Evidently during the period of this story hospitals were safe.
"‘Abd al-Ghaffar, now in his sixties, had regularly attended physiotherapy sessions ever since his right shoulder and hand had been seized by a sharp pain – the result of a slipped disc in his upper spine. The neurology specialist had prescribed the sessions after a long list of conventional medicines had failed to improve his condition. He’d chosen the treatment centre in the Mukhmas building, in downtown Ramallah." He feels safe there and the doctors in charge tell the patients they are like family.

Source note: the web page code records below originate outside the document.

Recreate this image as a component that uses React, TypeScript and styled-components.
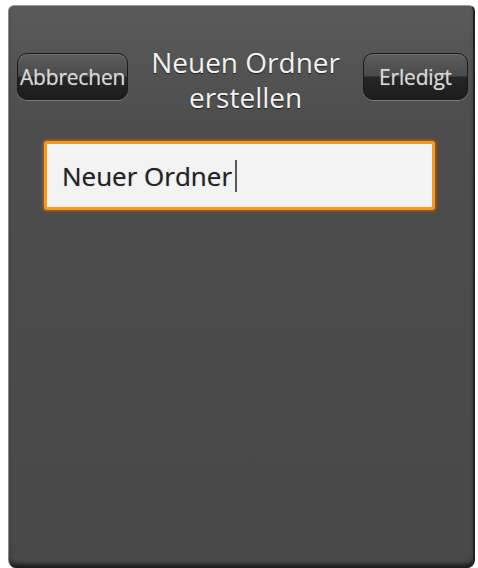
import React from "react";
import styled, { createGlobalStyle } from "styled-components";

const Global = createGlobalStyle`
  html, body { margin: 0; padding: 0; background: #ffffff; }
  body { width: 478px; height: 568px; overflow: hidden; font-family: "Open Sans", "DejaVu Sans", sans-serif; }
`;

const Screen = styled.div`
  margin: 5px 3px 0 8px;
  height: 563px;
  box-sizing: border-box;
  background: linear-gradient(#5a5a5a 0px, #4d4d4d 120px, #484848 100%);
  border-top: 1px solid #9a9a9a;
  border-left: 1px solid #8a8a8a;
  border-right: 2px solid #232323;
  border-radius: 6px 6px 8px 8px;
  box-shadow: inset 0 -6px 4px -2px #1c1c1c;
  display: flex;
  flex-direction: column;
`;

const Header = styled.div`
  display: flex;
  align-items: flex-start;
  padding: 39px 5px 0 8px;
`;

const Title = styled.h1`
  flex: 1;
  margin: 0;
  text-align: center;
  font-weight: 400;
  font-size: 28px;
  line-height: 35px;
  color: #f2f2f2;
  text-shadow: 0 1px 1px rgba(0, 0, 0, 0.6);
`;

const BarButton = styled.button`
  margin-top: 8px;
  height: 47px;
  min-width: 105px;
  padding: 0 2px;
  box-sizing: border-box;
  border: 1px solid #1a1a1a;
  border-radius: 10px;
  background: linear-gradient(#5c5c5c 0%, #4a4a4a 48%, #262626 52%, #1c1c1c 100%);
  box-shadow: 0 1px 0 rgba(255, 255, 255, 0.25), inset 0 1px 0 rgba(255, 255, 255, 0.12);
  color: #d6d6d6;
  font-family: "Open Sans", "DejaVu Sans", sans-serif;
  font-size: 21px;
  letter-spacing: -0.2px;
  text-shadow: 0 0 1px rgba(214, 214, 214, 0.6);
  display: flex;
  align-items: center;
  justify-content: center;
`;

const Field = styled.div`
  margin: 26px 38px 0 35px;
  height: 69px;
  box-sizing: border-box;
  border: 3px solid #f39a25;
  border-radius: 3px;
  box-shadow: 0 0 3px 1px #b8600e;
  background: #f3f3f3;
  display: flex;
  align-items: center;
  padding-left: 15px;
`;

const FieldText = styled.span`
  font-size: 26px;
  color: #222222;
  text-shadow: 0 0 1px rgba(34, 34, 34, 0.5);
`;

const Caret = styled.span`
  display: inline-block;
  width: 2px;
  height: 32px;
  margin-left: 3px;
  background: #5a5a5a;
`;

export default function App() {
  return (
    <>
      <Global />
      <Screen>
        <Header>
          <BarButton>Abbrechen</BarButton>
          <Title>
            Neuen Ordner
            <br />
            erstellen
          </Title>
          <BarButton>Erledigt</BarButton>
        </Header>
        <Field>
          <FieldText>Neuer Ordner</FieldText>
          <Caret />
        </Field>
      </Screen>
    </>
  );
}
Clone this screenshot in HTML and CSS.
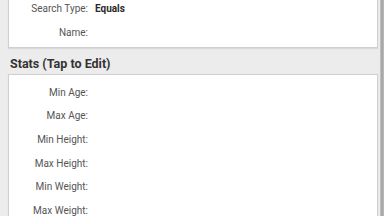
FILE: index.html
```html
<!DOCTYPE html>
<html lang="en">
<head>
    <meta charset="UTF-8">
    <meta name="viewport" content="width=device-width, initial-scale=1.0">
    <title>Search</title>
    <link rel="stylesheet" href="styles.css">
</head>
<body>
    <div class="screen">
        <div class="content">
            <div class="card card-top">
                <div class="row"><span class="label">Search Type:</span><span class="value">Equals</span></div>
                <div class="row"><span class="label">Name:</span><span class="value"></span></div>
            </div>
            <h2 class="section-title">Stats (Tap to Edit)</h2>
            <div class="card card-stats">
                <div class="row"><span class="label">Min Age:</span><span class="value"></span></div>
                <div class="row"><span class="label">Max Age:</span><span class="value"></span></div>
                <div class="row"><span class="label">Min Height:</span><span class="value"></span></div>
                <div class="row"><span class="label">Max Height:</span><span class="value"></span></div>
                <div class="row"><span class="label">Min Weight:</span><span class="value"></span></div>
                <div class="row"><span class="label">Max Weight:</span><span class="value"></span></div>
            </div>
        </div>
        <div class="scrollbar"></div>
    </div>
</body>
</html>
```

FILE: styles.css
```css
* { box-sizing: border-box; }
html, body {
    margin: 0;
    padding: 0;
    height: 100%;
    overflow: hidden;
}
body {
    font-family: Roboto, 'Liberation Sans', sans-serif;
    background: #ececec;
    color: #333;
}
.screen {
    display: flex;
    height: 216px;
    overflow: hidden;
}
.content {
    flex: 1;
    padding-left: 8px;
}
.card {
    background: #fff;
    border: 1px solid #cfcfcf;
    box-shadow: 0 1px 1px rgba(0, 0, 0, 0.08);
}
.card-top {
    margin-top: -3px;
    border-top: none;
    padding-bottom: 3px;
}
.card-stats {
    padding-top: 5px;
    padding-bottom: 10px;
}
.row {
    display: flex;
    align-items: center;
    height: 23.7px;
    font-size: 10px;
}
.label {
    width: 79px;
    text-align: right;
    color: #555;
}
.value {
    margin-left: 7px;
    font-weight: bold;
    color: #2a2a2a;
}
.section-title {
    margin: 0;
    height: 26px;
    line-height: 32px;
    padding-left: 2px;
    font-size: 12.5px;
    font-weight: bold;
    color: #333;
}
.scrollbar {
    width: 4px;
    margin-left: 2px;
    background: linear-gradient(to right, #c8c8c8, #a0a0a0 50%, #c0c0c0);
}
```
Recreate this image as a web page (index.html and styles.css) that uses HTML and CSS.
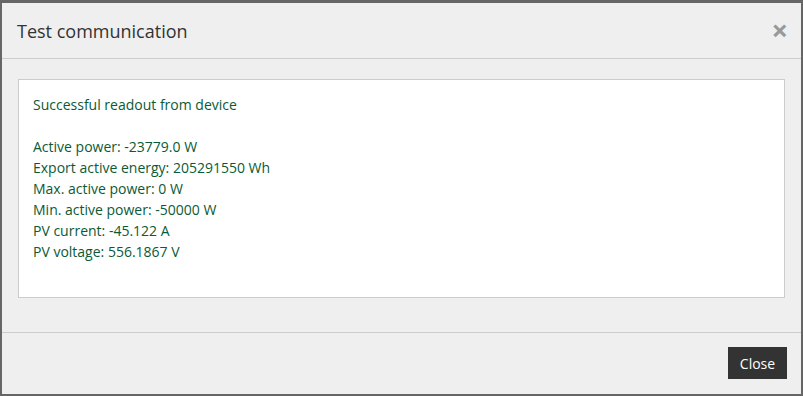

"The specialist Osama al-Mughmari told them all: ‘No reason to worry, you’re all safe here! You’re like family here – stay in the building until things calm down, and then we’ll see how to get you home.’"
The brief story bring vividly to reality the dangers and hardships of people just trying to get through their day.
Born in Hebron in 1965, Khaled Hourani is an artist, curator, critic and journalist based in Ramallah. He is the founder of Al Matal Gallery, founding director of the International Academy of Art in Palestine, and a former General Director of the Fine Arts Department in the Palestinian Ministry of Culture. He is also the founder of the Picasso in Palestine project, and co-director of a documentary of the same name. In 2013, he was awarded the Leonore Annenberg Prize Art and Social Change in New York. This is one of his first pieces of published fiction.
Mel Ulm
1 comment:
It must seem so ironic, reading a story like this now, in which the hospital is viewed as a place of safely, when the media has, as you've said, been so focussed on the attacks on/near hospitals in Gaza since The Hamas attack on Israel October 7/23.